Hey guys,
Disclaimer: I'm new to this group, and fairly new to Scrapy as well (but certainly not Python).
Here is the issue I'm having. In my Scrapy project, I point to a page and hopefully grab everything I need for the item. However, some domains (I'm scraping a significant amount of separate domains) have certain item properties located in another page within the initial page (for example, "location" might only be found by clicking on the "Get Directions" link on the page). I can't seem to get those "secondary" pages to work (the initial item goes through the pipelines without those properties, and I never see another item with those properties come through).
class SiteSpider(Spider):
site_loader = SiteLoader
...
def parse(self, response):
item = Place()
sel = Selector(response)
bl = self.site_loader(item=item, selector=sel)
bl.add_value('domain', self.parent_domain)
bl.add_value('origin', response.url)
for place_property in item.fields:
parse_xpath = template.get(place_property)

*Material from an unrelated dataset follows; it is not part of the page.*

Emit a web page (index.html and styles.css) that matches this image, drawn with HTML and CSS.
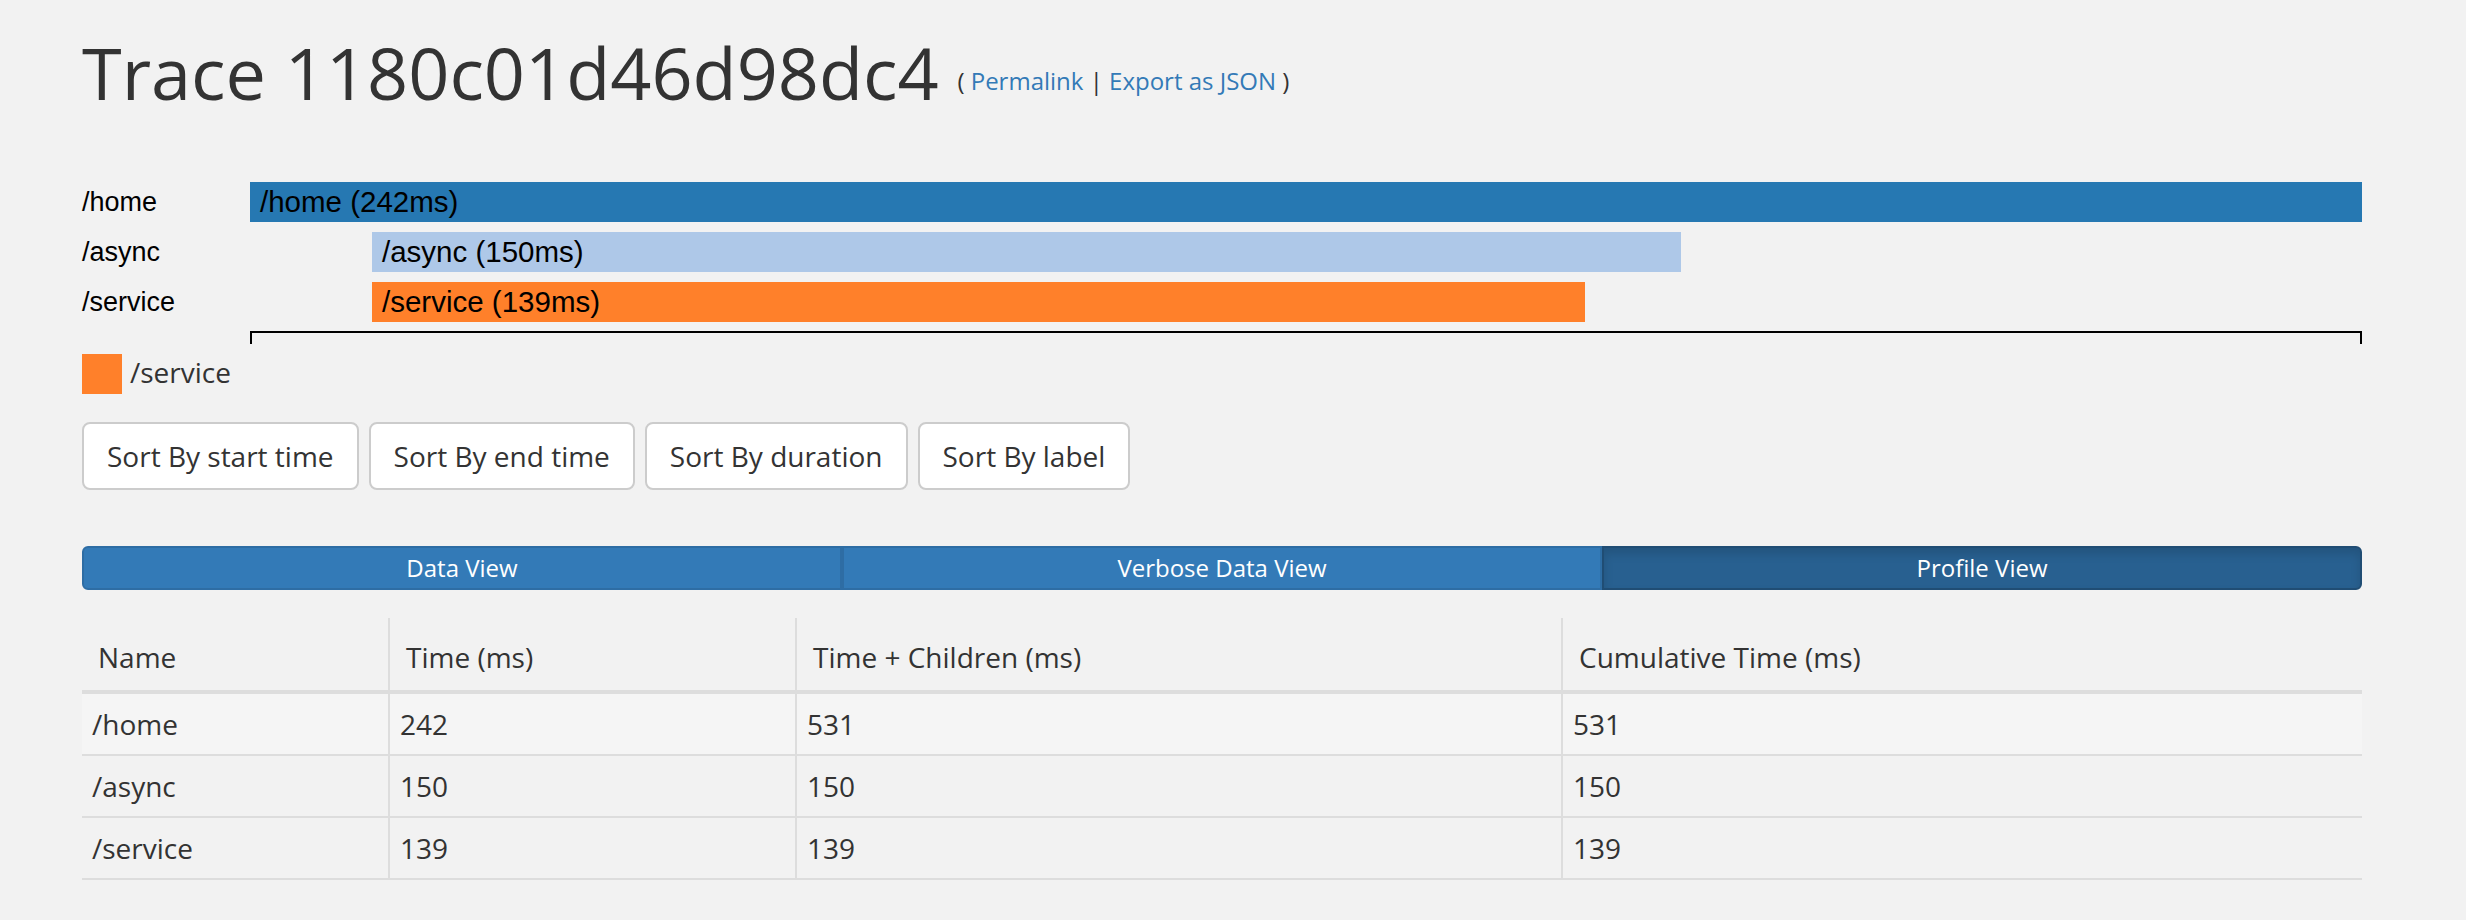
FILE: index.html
```html
<!DOCTYPE html>
<html>
<head>
<meta charset="utf-8">
<title>Trace 1180c01d46d98dc4</title>
<link rel="stylesheet" href="styles.css">
</head>
<body>
<div class="page">
  <h1 class="title">Trace 1180c01d46d98dc4 <small class="links">( <a href="#">Permalink</a> | <a href="#">Export as JSON</a> )</small></h1>

  <div class="chart">
    <div class="chart-row">
      <div class="chart-label">/home</div>
      <div class="track"><div class="bar bar-home" style="margin-left:0;width:2112px">/home (242ms)</div></div>
    </div>
    <div class="chart-row">
      <div class="chart-label">/async</div>
      <div class="track"><div class="bar bar-async" style="margin-left:122px;width:1309px">/async (150ms)</div></div>
    </div>
    <div class="chart-row">
      <div class="chart-label">/service</div>
      <div class="track"><div class="bar bar-service" style="margin-left:122px;width:1213px">/service (139ms)</div></div>
    </div>
    <div class="axis"></div>
  </div>

  <div class="legend">
    <span class="swatch"></span>
    <span class="legend-text">/service</span>
  </div>

  <div class="sorts">
    <button class="btn">Sort By start time</button>
    <button class="btn">Sort By end time</button>
    <button class="btn">Sort By duration</button>
    <button class="btn">Sort By label</button>
  </div>

  <div class="tabs">
    <button class="tab tab-first">Data View</button>
    <button class="tab">Verbose Data View</button>
    <button class="tab tab-last tab-active">Profile View</button>
  </div>

  <table class="data">
    <thead>
      <tr>
        <th class="c1">Name</th>
        <th class="c2">Time (ms)</th>
        <th class="c3">Time + Children (ms)</th>
        <th class="c4">Cumulative Time (ms)</th>
      </tr>
    </thead>
    <tbody>
      <tr class="odd"><td>/home</td><td>242</td><td>531</td><td>531</td></tr>
      <tr><td>/async</td><td>150</td><td>150</td><td>150</td></tr>
      <tr><td>/service</td><td>139</td><td>139</td><td>139</td></tr>
    </tbody>
  </table>
</div>
</body>
</html>
```

FILE: styles.css
```css
html, body {
  margin: 0;
  padding: 0;
  background: #f2f2f2;
}

body {
  font-family: "Open Sans", "DejaVu Sans", sans-serif;
  font-size: 28px;
  line-height: 40px;
  color: #333;
}

.page {
  width: 2280px;
  padding-left: 82px;
}

.title {
  margin: 32px 0 0;
  font-size: 72px;
  line-height: 80px;
  font-weight: 400;
  color: #333;
  white-space: nowrap;
}

.links {
  font-size: 24px;
  line-height: 24px;
  color: #333;
  vertical-align: 10px;
}

.links a {
  color: #337ab7;
  text-decoration: none;
}

.chart {
  margin-top: 70px;
  display: flex;
  flex-direction: column;
  gap: 10px;
}

.chart-row {
  display: flex;
  height: 40px;
}

.chart-label {
  width: 168px;
  flex: none;
  font-family: "Liberation Sans", Arial, sans-serif;
  font-size: 27px;
  line-height: 40px;
  color: #000;
}

.track {
  width: 2112px;
  display: flex;
}

.bar {
  height: 40px;
  box-sizing: border-box;
  padding-left: 10px;
  font-family: "Liberation Sans", Arial, sans-serif;
  font-size: 29.5px;
  line-height: 40px;
  color: #000;
  white-space: nowrap;
  overflow: hidden;
}

.bar-home { background: #2678b2; }
.bar-async { background: #aec8e8; }
.bar-service { background: #ff802a; }

.axis {
  margin-top: -1px;
  margin-left: 168px;
  width: 2112px;
  height: 13px;
  box-sizing: border-box;
  border: 2px solid #000;
  border-bottom: 0;
}

.legend {
  margin-top: 10px;
  display: flex;
  align-items: center;
  gap: 8px;
  height: 40px;
}

.swatch {
  width: 40px;
  height: 40px;
  background: #ff802a;
}

.legend-text {
  line-height: 40px;
  margin-top: -4px;
}

.sorts {
  margin-top: 28px;
  display: flex;
  gap: 10px;
}

.btn {
  font-family: "Open Sans", "DejaVu Sans", sans-serif;
  font-size: 28px;
  line-height: 40px;
  padding: 12px 23px;
  border: 2px solid #ccc;
  border-radius: 8px;
  background: #fff;
  color: #333;
  margin: 0;
}

.tabs {
  margin-top: 56px;
  display: flex;
  width: 2280px;
}

.tab {
  flex: 1 1 0;
  margin: 0;
  font-family: "Open Sans", "DejaVu Sans", sans-serif;
  font-size: 24px;
  line-height: 36px;
  padding: 2px 10px;
  border: 2px solid #2e6da4;
  background: #337ab7;
  color: #fff;
  border-radius: 0;
}

.tab-first {
  border-radius: 6px 0 0 6px;
}

.tab-last {
  border-radius: 0 6px 6px 0;
}

.tab-active {
  background: #286090;
  border-color: #204d74;
  box-shadow: inset 0 6px 10px rgba(0, 0, 0, 0.125);
}

.data {
  margin-top: 28px;
  width: 2280px;
  border-collapse: separate;
  border-spacing: 0;
  table-layout: fixed;
}

.data th,
.data td {
  box-sizing: border-box;
  text-align: left;
  font-weight: 400;
  color: #333;
  line-height: 40px;
}

.data th {
  padding: 19px 16px 13px;
  border-bottom: 4px solid #ddd;
  vertical-align: bottom;
}

.data td {
  padding: 10px;
  border-bottom: 2px solid #ddd;
}

.data th + th,
.data td + td {
  border-left: 2px solid #ddd;
}

.data .c1 { width: 306px; }
.data .c2 { width: 407px; }
.data .c3 { width: 766px; }

.data tr.odd td {
  background: #f5f5f5;
}
```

# parse_xpath will look like either:
# '//path/to/property/text()'
# {'url': '//a[@id="Location"]/@href', 'xpath': '//div[@class="directions"]/span[contains(@class, "address")]/text()'}
if isinstance(parse_xpath, dict): # if True, then this place_property is in another URL
url = sel.xpath(parse_xpath['url_elem']).extract()
yield Request(url, callback=self.get_url_property, meta={'loader': bl, 'parse_xpath': parse_xpath, 'place_property': place_property})
else: # process normally
bl.add_xpath(event_property, template.get(event_property))
yield bl.load_item()
def get_url_property(self, response):
loader = response.meta['loader']
parse_xpath = response.meta['parse_xpath']
place_property = response.meta['place_property']
sel = Selector(response)
loader.add_value(place_property, sel.xpath(parse_xpath['xpath'])
return loader
Basically, the part I'm confused about is where you see "yield Request". I only put it there to illustrate where the problem lies; I know that this will cause the item to get processed without the properties found at that Request. So in my example, if the Place().location property is located at another link on the page, I'd like to load that page and fill that property with the appropriate value. Even if a single loader can't do it, that's fine, maybe I can use loader.item or something. I don't know, that's pretty much where my Google trail has ended.
Is what I want possible? I would prefer to keep the request asynchronous somehow, but if I really have to, making a synchronous request would suffice. Can someone kinda lead me in the right direction? I'd appreciate it. Thanks!
--
Joey "JoeLinux" Espinosa